After chopping, Stan and I drank beer in his kitchen. Our conversation quickly waned.

"I was thinking about what you said the other night," he said after a significant silence that I was determined not to fill. "About roofing."

"No," I said, as though his comment was open to disagreement. "It was a stupid story to tell then. I was drinking. Roofers are fine. It's a fine profession."

"Was just going to say that you're right. Roofing sucks. I hate the roofers I've worked with. Leathery assholes." He was more vehement in his dislike of roofers than I ever was to him. I suspected his passion was an effort to get on my good side. He added, "I can't stand it. Goddamn hot up there. I can see why you wouldn't want to go back."

I appreciated these sentiments more than Stan would ever know. 

We told roofing and construction stories until it was dark outside. When we exhausted the subject, Stan asked, "You still think someone's videotaping your house?"

I laughed. "I do. It's stupid. The funny thing is that I'm starting not to mind. It's almost like it gives the things I do more meaning, if that makes any sense." I realized I might be a little drunk.

"Want to go look?" he asked. 

"How?" I asked. Then I remembered the snowmobile and said, "It's fine. I shouldn't give in to these kinds of ideas."

"The hell not? Come on. I got an extra suit," he said. I could tell he was excited.

"The ice? It can't support both of us on that thing," I said.
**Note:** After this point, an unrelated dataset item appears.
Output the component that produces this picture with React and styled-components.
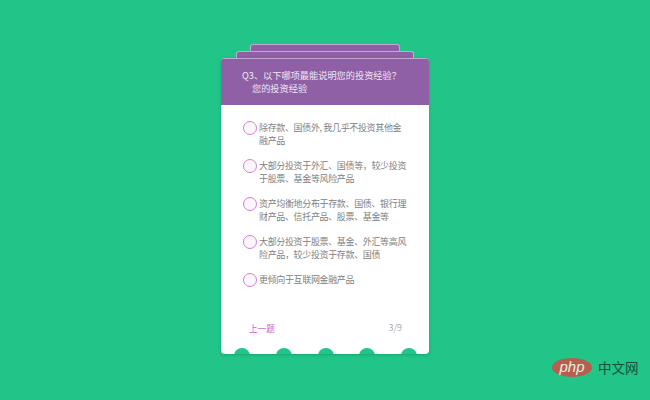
import React from "react";
import styled, { createGlobalStyle } from "styled-components";

const options = [
    "除存款、国债外, 我几乎不投资其他金融产品",
    "大部分投资于外汇、国债等，较少投资于股票、基金等风险产品",
    "资产均衡地分布于存款、国债、银行理财产品、信托产品、股票、基金等",
    "大部分投资于股票、基金、外汇等高风险产品，较少投资于存款、国债",
    "更倾向于互联网金融产品",
];

const notches = [0, 1, 2, 3, 4];

const GlobalStyle = createGlobalStyle`
    html, body {
        margin: 0;
        height: 100%;
    }
    body {
        background: #20c587;
        font-family: "Noto Sans CJK SC", "Liberation Sans", sans-serif;
    }
`;

const Page = styled.div`
    position: relative;
    width: 650px;
    height: 400px;
    overflow: hidden;
    display: flex;
    flex-direction: column;
    align-items: center;
    padding-top: 44px;
    box-sizing: border-box;
    background: #20c587;
`;

const BackCard = styled.div`
    width: ${(props) => props.$width}px;
    height: 7px;
    flex: none;
    box-sizing: border-box;
    background: #8f60a6;
    border: 1px solid #c3a8d0;
    border-bottom: 0;
    border-radius: 3px 3px 0 0;
`;

const Card = styled.div`
    position: relative;
    width: 208px;
    height: 296px;
    flex: none;
    background: #fff;
    border-radius: 4px;
    display: flex;
    flex-direction: column;
    overflow: hidden;
    box-shadow: 0 1px 3px rgba(0, 80, 50, 0.25);
`;

const Header = styled.div`
    height: 47px;
    flex: none;
    box-sizing: border-box;
    background: #8f60a6;
    border-top: 1px solid #c3a8d0;
    padding: 10px 0 0 21px;
    color: #f0e6f4;
    font-size: 9.2px;
    line-height: 13px;
`;

const SubTitle = styled.div`
    padding-left: 10px;
`;

const List = styled.div`
    flex: 1;
    padding: 16px 22px 0 22px;
    display: flex;
    flex-direction: column;
    gap: 12px;
`;

const Option = styled.div`
    display: flex;
    align-items: flex-start;
    gap: 2px;
    min-height: 26px;
`;

const Radio = styled.span`
    flex: none;
    width: 14px;
    height: 14px;
    box-sizing: border-box;
    border: 1.5px solid #d47fd0;
    border-radius: 50%;
    background: #fdf6fc;
`;

const OptionText = styled.div`
    color: #808080;
    font-size: 9px;
    line-height: 13px;
    letter-spacing: -0.35px;
`;

const Footer = styled.div`
    height: 45px;
    flex: none;
    box-sizing: border-box;
    padding: 11px 27px 0 28px;
    display: flex;
    justify-content: space-between;
    align-items: flex-start;
    line-height: 16px;
`;

const PrevLink = styled.span`
    color: #d05fd0;
    font-size: 8.6px;
`;

const Progress = styled.span`
    color: #aaa;
    font-size: 9px;
`;

const NotchRow = styled.div`
    position: absolute;
    left: 13px;
    right: 12px;
    bottom: -10px;
    display: flex;
    justify-content: space-between;
`;

const Notch = styled.span`
    width: 16px;
    height: 16px;
    border-radius: 50%;
    background: #20c587;
`;

const Watermark = styled.div`
    position: absolute;
    left: 552px;
    top: 358px;
    display: flex;
    align-items: center;
    gap: 6px;
`;

const PhpBadge = styled.span`
    width: 40px;
    height: 19px;
    border-radius: 50%;
    background: #b65f50;
    color: #e6efe0;
    font-family: "Liberation Sans", sans-serif;
    font-style: italic;
    font-size: 15px;
    line-height: 17px;
    text-align: center;
`;

const SiteName = styled.span`
    color: #17503c;
    font-size: 13.5px;
    line-height: 19px;
`;

export default function App() {
    return (
        <Page>
            <GlobalStyle />
            <BackCard $width={150} />
            <BackCard $width={178} />
            <Card>
                <Header>
                    Q3、以下哪项最能说明您的投资经验？
                    <SubTitle>您的投资经验</SubTitle>
                </Header>
                <List>
                    {options.map((text) => (
                        <Option key={text}>
                            <Radio />
                            <OptionText>{text}</OptionText>
                        </Option>
                    ))}
                </List>
                <Footer>
                    <PrevLink>上一题</PrevLink>
                    <Progress>3/9</Progress>
                </Footer>
                <NotchRow>
                    {notches.map((n) => (
                        <Notch key={n} />
                    ))}
                </NotchRow>
            </Card>
            <Watermark>
                <PhpBadge>php</PhpBadge>
                <SiteName>中文网</SiteName>
            </Watermark>
        </Page>
    );
}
"That ice could hold up a house," he said.

I turned and looked out the window. 

 

9

I wiped the fog off my visor with a gloved hand. We sped off. 

Since I couldn't see well enough to be properly frightened, the situation quickly struck me as hilarious. We were two grown, drunk men skimming over the ice in an extremely dangerous glorified children's toy, searching for a camera that could not possibly exist. At first I tried not to laugh and then realized Stan couldn't hear me anyway. 

The worst part ended up being how I had to grip Stan around the waist because the handrails behind the seat were loose. Other than that I nearly enjoyed myself. The white-noise-like squeal of the engine drowned out all other sounds, and that, combined with my fogged-over visor, meant that I existed in a state of deprived sensation. Considering this now, it sounds terrifying, or at least boring, but it was somehow nice. I had no control. I was hurtling forward and yet sat completely still. I became so lulled that, before I could stop myself, I actually rested my helmeted head on Stan's back.

When I did this he came to a stop. I immediately straightened and took my head and arms away.

"I don't see it," he said.

"It's out here," I said. I wanted him to keep driving so he would forget what I had done. But then I took my helmet off and saw that we were in the center of the lake, far from shore. The view was incredible. What little light there was reflected off the snow, lifting it like a fog. It was so beautiful I forgot that I was scared of the ice. I felt a surge of emotion and said, "Can't you feel it? It's definitely out here."

"Yeah, maybe I can," he said, unsure, like a conspiracy theorist being shown facts that contradicted his beliefs.

"It is," I said. A little out of my head with beer and adrenaline, I dismounted and stepped onto the ice. Stan turned off the snowmobile.

What followed was a silence so absolute that it was difficult to consider it silence at all. It was more like how the absence of taste in perfectly clean water means the presence of purity. If only I could inhabit this calm, I thought. On the ice, in the silence, looking out at the glowing snow that was crisscrossed with animal and snowmobile tracks, what I usually only saw as danger and discomfort became relief. 

I was about to tell Stan to go home so I could experience the lake by myself. I didn't want to worry about who was watching me. But before I could speak I saw, out of the corner of my eye, a light.

I turned towards it assuming it was the camera getting into position for the night. I wanted to greet the operator, thank them for all they had done, let them know that without them I would never be out here. But then I saw it was just Judy turning on the porch light, illuminating the path from the driveway. Behind me I heard Stan turn the key and push a button. The machine roared to life. The spell was broken. I could not stay out there any longer. It was time to go home.